Ruling the decision legal by three Federal Court judges in conjunction with the fact that the minister's justification could be used on very few people other than Djokovic directly implies that not all are equal before the law. There are special rules for role models after all, and for Djokovic as the role model in question. Their rights are not guaranteed and depend on the public opinion.

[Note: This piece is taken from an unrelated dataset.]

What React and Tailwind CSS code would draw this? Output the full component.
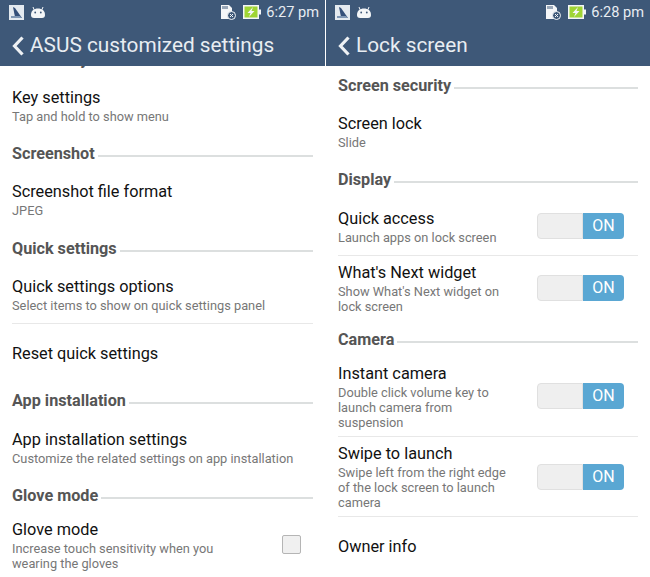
const FONT = "font-['Roboto','Liberation_Sans',sans-serif]";

function StatusBar({ time }) {
  return (
    <div className="h-[24px] flex items-center pl-[9px] pr-[6px]">
      {/* notification icon */}
      <svg width="15" height="15" viewBox="0 0 15 15">
        <rect width="15" height="15" fill="#e4eaf0" />
        <path d="M4 2 L6 3 L13 13 L6 12 Z" fill="#34507a" />
        <path d="M2 11 L11 11 L13 13 L2 13 Z" fill="#7f97b5" />
      </svg>
      {/* android head */}
      <svg className="ml-[6px]" width="16" height="13" viewBox="0 0 16 13">
        <path d="M1 9 C1 4.5 4 2.5 8 2.5 C12 2.5 15 4.5 15 9 C15 11 14 12 12 12 L4 12 C2 12 1 11 1 9 Z" fill="#f4f6f8" />
        <path d="M4 3.5 L3 1 M12 3.5 L13 1" stroke="#f4f6f8" strokeWidth="1" />
        <circle cx="5.2" cy="6.5" r="0.9" fill="#3e5878" />
        <circle cx="10.8" cy="6.5" r="0.9" fill="#3e5878" />
      </svg>
      <div className="flex-1" />
      {/* sd card with x */}
      <svg width="15" height="16" viewBox="0 0 15 16">
        <path d="M0 1 L8 1 L11 4 L11 15 L0 15 Z" fill="#f4f6f8" />
        <path d="M2 2 V5 M4 2 V5 M6 2 V5" stroke="#3e5878" strokeWidth="1" />
        <circle cx="10.5" cy="11.5" r="4" fill="#3e5878" stroke="#f4f6f8" strokeWidth="1" />
        <path d="M9 10 L12 13 M12 10 L9 13" stroke="#f4f6f8" strokeWidth="1" />
      </svg>
      {/* battery charging */}
      <svg className="ml-[7px]" width="18" height="14" viewBox="0 0 18 14">
        <rect x="0.75" y="0.75" width="14.5" height="12.5" fill="#9fd534" stroke="#f4f6f8" strokeWidth="1.5" />
        <rect x="16" y="4.5" width="2" height="5" fill="#f4f6f8" />
        <path d="M10 2 L4.5 8 L7.5 8 L6 12 L11.5 6 L8.5 6 Z" fill="#f4f6f8" />
      </svg>
      <span className="ml-[5px] text-[14.6px] leading-none text-[#e8edf2]">{time}</span>
    </div>
  );
}

function TopBar({ title, time }) {
  return (
    <div className="h-[66px] bg-[#3e5878] shrink-0">
      <StatusBar time={time} />
      <div className="flex items-center h-[43px] pl-[12px]">
        <svg width="12" height="20" viewBox="0 0 12 20">
          <path d="M10.5 1.5 L2.5 10 L10.5 18.5" fill="none" stroke="#eef1f4" strokeWidth="3.2" />
        </svg>
        <span className="ml-[6px] text-[20.8px] leading-none text-[#e8edf2]">{title}</span>
      </div>
    </div>
  );
}

function Section({ title, className }) {
  return (
    <div className={`flex items-center pl-[12px] pr-[12px] ${className}`}>
      <span className="text-[16.2px] font-bold text-[#555555] leading-none">{title}</span>
      <div className="flex-1 h-[2px] bg-[#dcdfdf] ml-[3px] mt-[4px]" />
    </div>
  );
}

function Item({ title, lines = [], className, control, divider }) {
  return (
    <div className={`relative flex items-center pl-[12px] pr-[12px] ${className}`}>
      <div className="flex-1 min-w-0">
        <div className="text-[16.3px] leading-[20px] text-[#111111]">{title}</div>
        {lines.length > 0 && (
          <div className="mt-[1px]">
            {lines.map((l) => (
              <div key={l} className="text-[12.8px] leading-[15px] text-[#777777] whitespace-nowrap">
                {l}
              </div>
            ))}
          </div>
        )}
      </div>
      {control}
      {divider && <div className="absolute left-[12px] right-[12px] bottom-0 h-px bg-[#e8e8e8]" />}
    </div>
  );
}

function Toggle() {
  return (
    <div className="flex w-[87px] h-[26px] mr-[2px] mb-[1px] shrink-0">
      <div className="w-[46px] bg-[#efefef] border border-[#e0e0e0] rounded-l-[4px]" />
      <div className="flex-1 bg-[#5aa7d3] rounded-r-[4px] flex items-center justify-center text-[16px] text-white">
        ON
      </div>
    </div>
  );
}

function CheckBox() {
  return <div className="w-[19px] h-[19px] mr-[12px] mb-[2px] shrink-0 bg-[#f0f0f0] border border-[#b5b5b5] rounded-[2px]" />;
}

export default function App() {
  return (
    <div className={`w-[650px] h-[577px] flex bg-white overflow-hidden ${FONT}`}>
      <div className="w-[325px] h-full flex flex-col overflow-hidden">
        <TopBar title="ASUS customized settings" time="6:27 pm" />
        <div className="flex-1 overflow-hidden">
          <Section title="Accessory" className="h-[14px] -mt-[13px]" />
          <Item title="Key settings" lines={["Tap and hold to show menu"]} className="h-[72px] mt-[3px]" />
          <Section title="Screenshot" className="h-[20px] mt-[2px]" />
          <Item title="Screenshot file format" lines={["JPEG"]} className="h-[64px] mt-[4px]" />
          <Section title="Quick settings" className="h-[20px] mt-[7px]" />
          <Item
            title="Quick settings options"
            lines={["Select items to show on quick settings panel"]}
            className="h-[59px] mt-[6px]"
            divider
          />
          <Item title="Reset quick settings" className="h-[60px]" />
          <Section title="App installation" className="h-[20px] mt-[7px]" />
          <Item
            title="App installation settings"
            lines={["Customize the related settings on app installation"]}
            className="h-[62px] mt-[6px]"
          />
          <Section title="Glove mode" className="h-[20px] mt-[7px]" />
          <Item
            title="Glove mode"
            lines={["Increase touch sensitivity when you", "wearing the gloves"]}
            className="h-[76px] mt-[1px]"
            control={<CheckBox />}
          />
        </div>
      </div>

      <div className="w-[1px] bg-white shrink-0" />

      <div className="w-[324px] h-full flex flex-col overflow-hidden">
        <TopBar title="Lock screen" time="6:28 pm" />
        <div className="flex-1 overflow-hidden">
          <Section title="Screen security" className="h-[20px] mt-[10px]" />
          <Item title="Screen lock" lines={["Slide"]} className="h-[62px] mt-[5px]" />
          <Section title="Display" className="h-[20px] mt-[7px]" />
          <Item
            title="Quick access"
            lines={["Launch apps on lock screen"]}
            className="h-[59px] mt-[7px]"
            control={<div className="mr-[12px]"><Toggle /></div>}
            divider
          />
          <Item
            title="What's Next widget"
            lines={["Show What's Next widget on", "lock screen"]}
            className="h-[64px]"
            control={<div className="mr-[12px]"><Toggle /></div>}
          />
          <Section title="Camera" className="h-[20px] mt-[10px]" />
          <Item
            title="Instant camera"
            lines={["Double click volume key to", "launch camera from", "suspension"]}
            className="h-[81px] mt-[6px]"
            control={<div className="mr-[12px]"><Toggle /></div>}
            divider
          />
          <Item
            title="Swipe to launch"
            lines={["Swipe left from the right edge", "of the lock screen to launch", "camera"]}
            className="h-[80px]"
            control={<div className="mr-[12px]"><Toggle /></div>}
            divider
          />
          <Item title="Owner info" className="h-[60px]" />
        </div>
      </div>
    </div>
  );
}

While I personally feel that Djokovic's failure to get vaccinated and the likely reasons having to do with his spritual new-age wishi-washy philosophy, his stubborn commitment to stupidity as I see it, deserved him the situation that he found himself in - my personal feelings about someone should not be the ground for the law to suspend zthis person's rights. I also think that Djokovic's going through the maltreatment by Australian authorities is a funny anecdote in comparison with the maltreatment of hundreds of anonymous migrants kept in their 'hotels'. That a vast majority of Australian citizens share my feelings at least on the former issue only aggravates the situation because it is a core purpose of law to protect the equal rights of every individual exactly against the pressure of various majorities and their sentiments.

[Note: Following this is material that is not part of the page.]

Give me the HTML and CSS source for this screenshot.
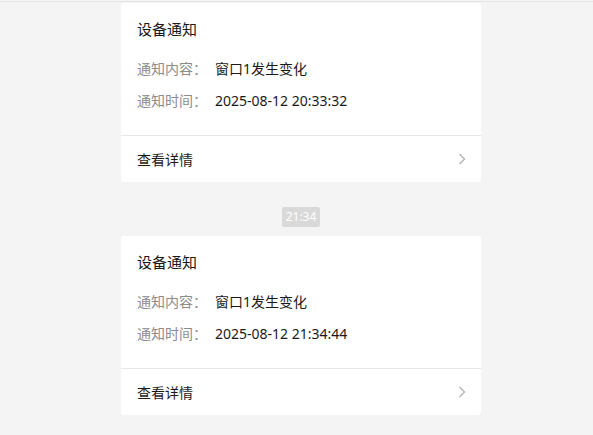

Djokovic's personality is not a celebration of equality. He is a person of numerous privileges, a person who manifests great solidarity through his donations, while at the same time refusing to manifest it by getting vaccinated or by properly respecting other anti-pandemic measures. As all his privileges directly or indirectly stem from his popularity, I also personally feel that they fairly come with a higher sensitivity of the public for his opinions and acts. However, the public has its own mechanisms of penalizing those who fail to live up to their popularity, or to match it with an adequate social responsibility. The law has nothing to do with it: no restriction of one's rights based either on their perception by the public or on their own views of social equality is stipulated by the law, in Australia or in any other vaguely democratic country.
In a common-law legal system such as that in Australia, the ruling in Djokovic's case is a precedent with broad and deep consequences. The right to freedom of expression: the freedom to formulate one's opinions without fear of retaliation, censorship, or legal sanction, is a cornerstone of democracy and has been recognised as an essential human right in the United Nations' Universal Declaration of Human Rights and International Human Rights Law. Australia's precedent jeopardizes much more than just the freedom of expression. It targets the freedom of merely having opinions and ideas. And yet worse: based on your social status or its perception, it suffices that the government believes that the public attributes to you opinions that are in conflict with what the government sees as public interest, or that you raise certain sentiments in it, for your rights to be suspended. Even if you do not entertain such opinions and have not deliberately done anything to cause such beliefs (as explicitly formulated in the minister's justification submitted to the court).